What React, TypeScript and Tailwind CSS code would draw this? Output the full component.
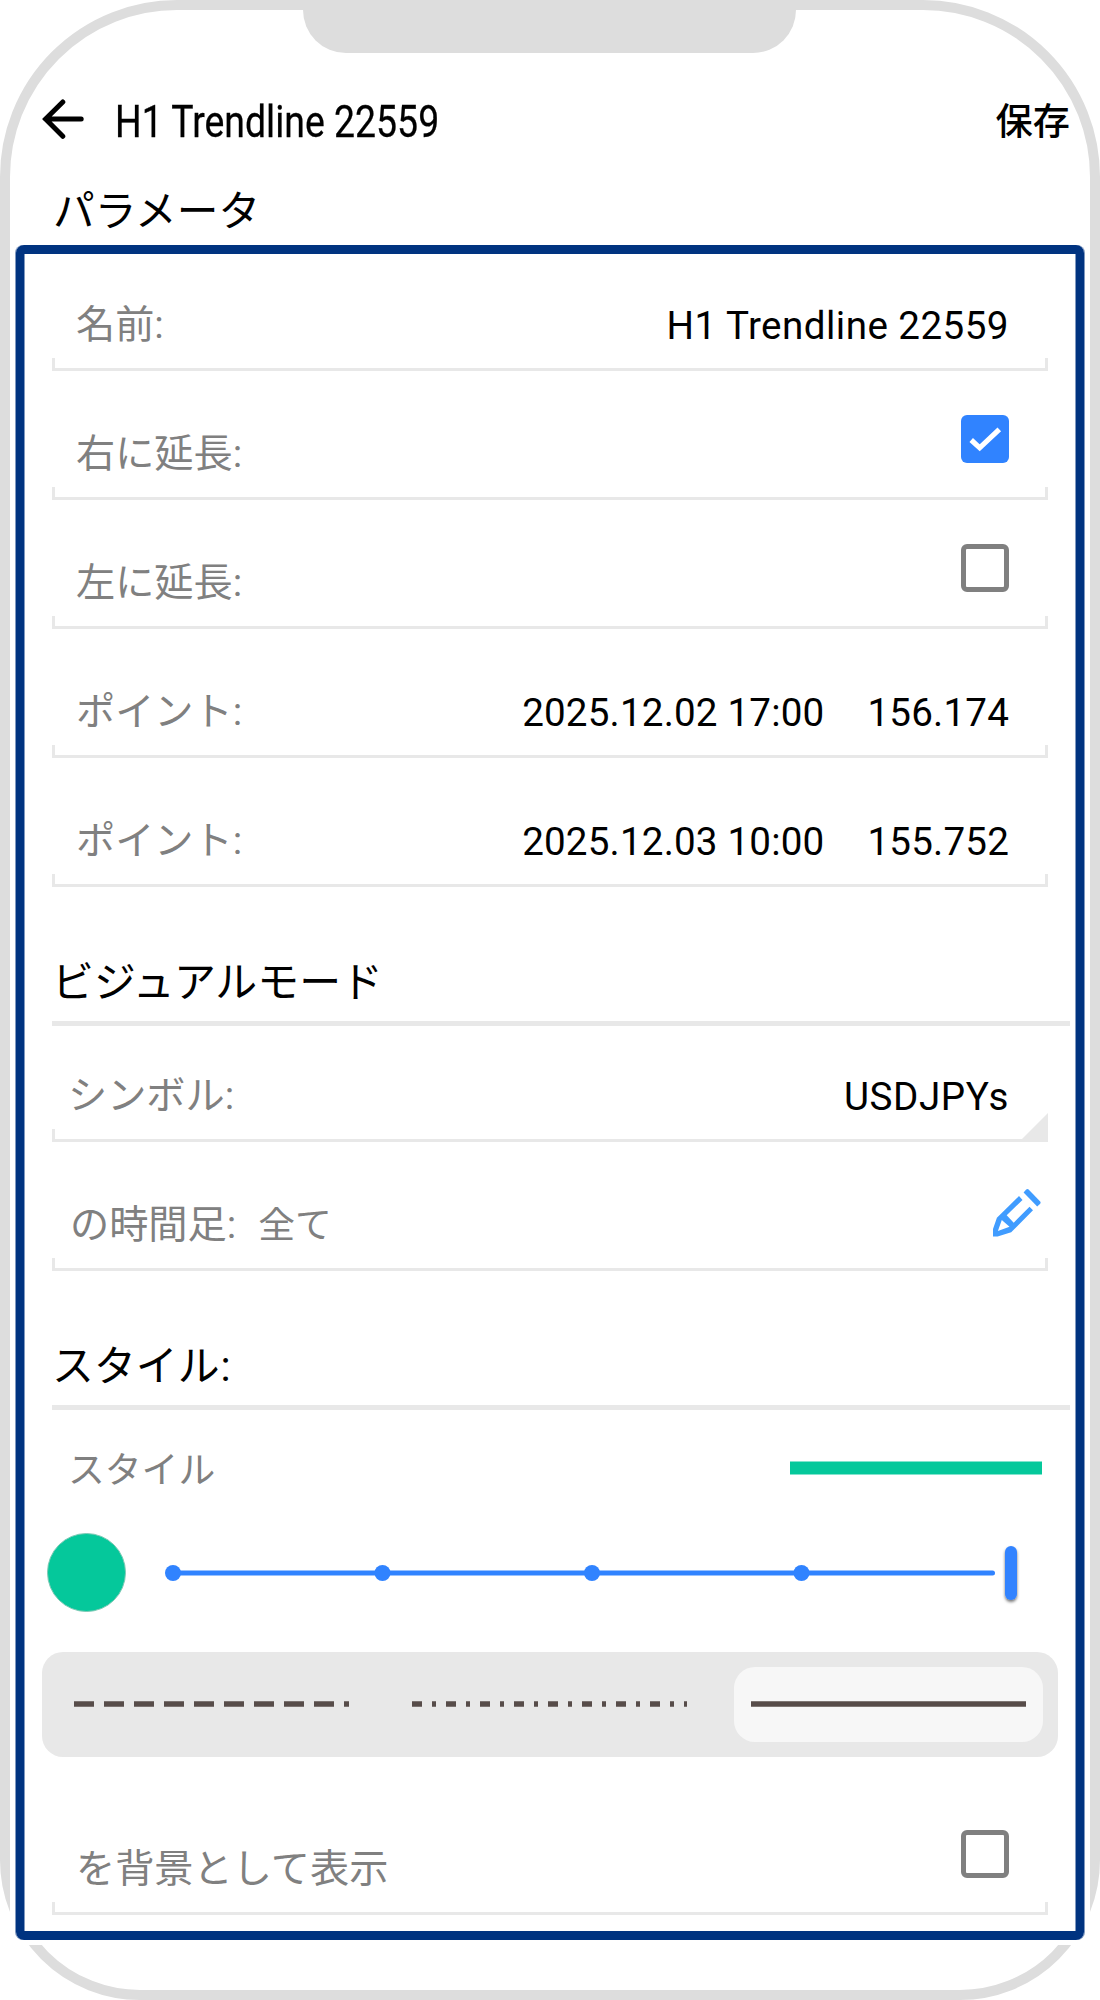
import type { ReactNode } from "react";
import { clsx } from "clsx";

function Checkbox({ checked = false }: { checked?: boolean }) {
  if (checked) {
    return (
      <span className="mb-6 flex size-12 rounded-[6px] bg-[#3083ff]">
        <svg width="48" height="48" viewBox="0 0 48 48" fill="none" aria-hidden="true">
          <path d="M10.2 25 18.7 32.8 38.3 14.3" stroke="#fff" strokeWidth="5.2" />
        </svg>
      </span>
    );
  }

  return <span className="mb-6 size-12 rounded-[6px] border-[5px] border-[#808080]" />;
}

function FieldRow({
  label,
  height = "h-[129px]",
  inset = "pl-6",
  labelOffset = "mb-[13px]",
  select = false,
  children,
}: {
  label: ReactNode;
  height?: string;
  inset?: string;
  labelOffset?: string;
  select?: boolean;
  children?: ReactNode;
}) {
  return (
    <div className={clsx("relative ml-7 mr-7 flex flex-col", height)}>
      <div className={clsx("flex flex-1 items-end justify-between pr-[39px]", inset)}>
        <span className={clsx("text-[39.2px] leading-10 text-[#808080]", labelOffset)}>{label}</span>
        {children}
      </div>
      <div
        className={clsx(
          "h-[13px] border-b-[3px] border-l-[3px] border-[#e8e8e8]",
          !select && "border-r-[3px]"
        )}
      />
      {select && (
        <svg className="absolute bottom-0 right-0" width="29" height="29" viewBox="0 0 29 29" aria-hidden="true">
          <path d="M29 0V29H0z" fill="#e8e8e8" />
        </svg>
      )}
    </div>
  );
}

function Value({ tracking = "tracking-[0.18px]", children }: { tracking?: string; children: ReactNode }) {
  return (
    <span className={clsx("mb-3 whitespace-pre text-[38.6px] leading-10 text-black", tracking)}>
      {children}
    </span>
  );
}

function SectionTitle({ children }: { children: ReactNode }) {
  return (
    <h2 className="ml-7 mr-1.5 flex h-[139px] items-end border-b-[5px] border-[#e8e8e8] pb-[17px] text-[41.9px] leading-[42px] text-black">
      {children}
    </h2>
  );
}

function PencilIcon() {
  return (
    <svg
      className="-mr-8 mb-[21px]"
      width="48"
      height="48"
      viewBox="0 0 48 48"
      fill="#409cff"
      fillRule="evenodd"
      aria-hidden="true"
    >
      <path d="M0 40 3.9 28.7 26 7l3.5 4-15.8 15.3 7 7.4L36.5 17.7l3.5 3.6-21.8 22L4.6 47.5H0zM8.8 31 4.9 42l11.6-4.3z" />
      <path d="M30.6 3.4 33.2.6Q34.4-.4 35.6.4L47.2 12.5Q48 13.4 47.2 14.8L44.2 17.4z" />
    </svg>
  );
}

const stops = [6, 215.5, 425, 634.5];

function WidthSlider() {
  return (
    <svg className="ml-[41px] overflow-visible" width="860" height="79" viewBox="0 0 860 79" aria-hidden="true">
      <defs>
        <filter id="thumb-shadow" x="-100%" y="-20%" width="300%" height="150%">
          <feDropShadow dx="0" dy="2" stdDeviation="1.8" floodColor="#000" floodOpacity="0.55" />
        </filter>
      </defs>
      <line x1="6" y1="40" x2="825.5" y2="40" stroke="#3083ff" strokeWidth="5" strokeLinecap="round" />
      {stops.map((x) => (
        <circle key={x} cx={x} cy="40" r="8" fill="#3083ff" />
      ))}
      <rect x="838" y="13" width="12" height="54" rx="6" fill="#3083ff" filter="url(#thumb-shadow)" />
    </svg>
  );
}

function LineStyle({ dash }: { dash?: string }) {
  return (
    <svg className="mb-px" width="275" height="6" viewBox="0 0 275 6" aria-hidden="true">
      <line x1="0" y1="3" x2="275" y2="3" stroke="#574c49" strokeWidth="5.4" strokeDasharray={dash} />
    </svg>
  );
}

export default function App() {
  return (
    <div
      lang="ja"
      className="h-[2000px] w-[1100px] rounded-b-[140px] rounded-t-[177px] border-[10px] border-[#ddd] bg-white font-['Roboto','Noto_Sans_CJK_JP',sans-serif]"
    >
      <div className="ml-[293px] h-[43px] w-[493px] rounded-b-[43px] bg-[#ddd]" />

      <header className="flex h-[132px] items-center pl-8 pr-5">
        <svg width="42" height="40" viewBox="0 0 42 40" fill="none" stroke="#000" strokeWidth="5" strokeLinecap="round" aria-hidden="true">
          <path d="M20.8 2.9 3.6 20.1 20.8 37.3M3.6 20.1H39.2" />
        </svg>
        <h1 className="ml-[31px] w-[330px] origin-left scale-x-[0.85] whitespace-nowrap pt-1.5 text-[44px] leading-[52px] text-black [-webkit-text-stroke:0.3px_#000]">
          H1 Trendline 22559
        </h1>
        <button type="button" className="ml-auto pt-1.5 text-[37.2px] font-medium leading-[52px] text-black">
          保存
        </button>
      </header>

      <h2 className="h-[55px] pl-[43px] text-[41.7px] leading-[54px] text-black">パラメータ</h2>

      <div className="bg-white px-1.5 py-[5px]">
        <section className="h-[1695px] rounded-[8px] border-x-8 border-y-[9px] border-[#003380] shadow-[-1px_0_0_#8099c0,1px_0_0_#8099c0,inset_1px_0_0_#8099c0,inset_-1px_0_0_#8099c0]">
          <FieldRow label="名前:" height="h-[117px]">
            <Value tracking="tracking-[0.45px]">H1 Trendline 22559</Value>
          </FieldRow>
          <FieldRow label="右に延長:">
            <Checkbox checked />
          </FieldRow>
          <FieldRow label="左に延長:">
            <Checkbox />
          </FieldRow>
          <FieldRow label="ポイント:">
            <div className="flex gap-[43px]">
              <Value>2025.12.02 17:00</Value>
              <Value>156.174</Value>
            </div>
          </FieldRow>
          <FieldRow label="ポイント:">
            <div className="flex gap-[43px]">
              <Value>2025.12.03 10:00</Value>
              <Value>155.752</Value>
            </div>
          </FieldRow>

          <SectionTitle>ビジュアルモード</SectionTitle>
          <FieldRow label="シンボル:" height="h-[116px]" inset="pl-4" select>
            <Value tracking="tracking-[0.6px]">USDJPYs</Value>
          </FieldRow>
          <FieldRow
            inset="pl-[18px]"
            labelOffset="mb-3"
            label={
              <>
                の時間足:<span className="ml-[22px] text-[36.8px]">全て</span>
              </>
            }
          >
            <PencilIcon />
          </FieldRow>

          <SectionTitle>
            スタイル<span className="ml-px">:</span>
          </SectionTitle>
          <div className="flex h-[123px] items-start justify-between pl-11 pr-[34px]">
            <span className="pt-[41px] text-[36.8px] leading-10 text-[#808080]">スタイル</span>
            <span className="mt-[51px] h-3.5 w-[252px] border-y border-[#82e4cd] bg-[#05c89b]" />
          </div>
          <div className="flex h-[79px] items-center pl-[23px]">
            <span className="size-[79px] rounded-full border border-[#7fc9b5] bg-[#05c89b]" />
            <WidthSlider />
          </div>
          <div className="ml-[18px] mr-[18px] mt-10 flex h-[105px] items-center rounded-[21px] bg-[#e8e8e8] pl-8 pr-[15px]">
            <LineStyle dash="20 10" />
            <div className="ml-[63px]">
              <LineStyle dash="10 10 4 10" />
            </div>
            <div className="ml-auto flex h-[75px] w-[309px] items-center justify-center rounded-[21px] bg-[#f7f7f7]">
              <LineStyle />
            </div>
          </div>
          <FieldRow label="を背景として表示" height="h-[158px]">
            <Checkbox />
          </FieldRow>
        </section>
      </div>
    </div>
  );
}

========

Goal:
Tally up the lines in the preceding listing that contain the string "full". Respond with the number and nothing else.

Solution to this task:
2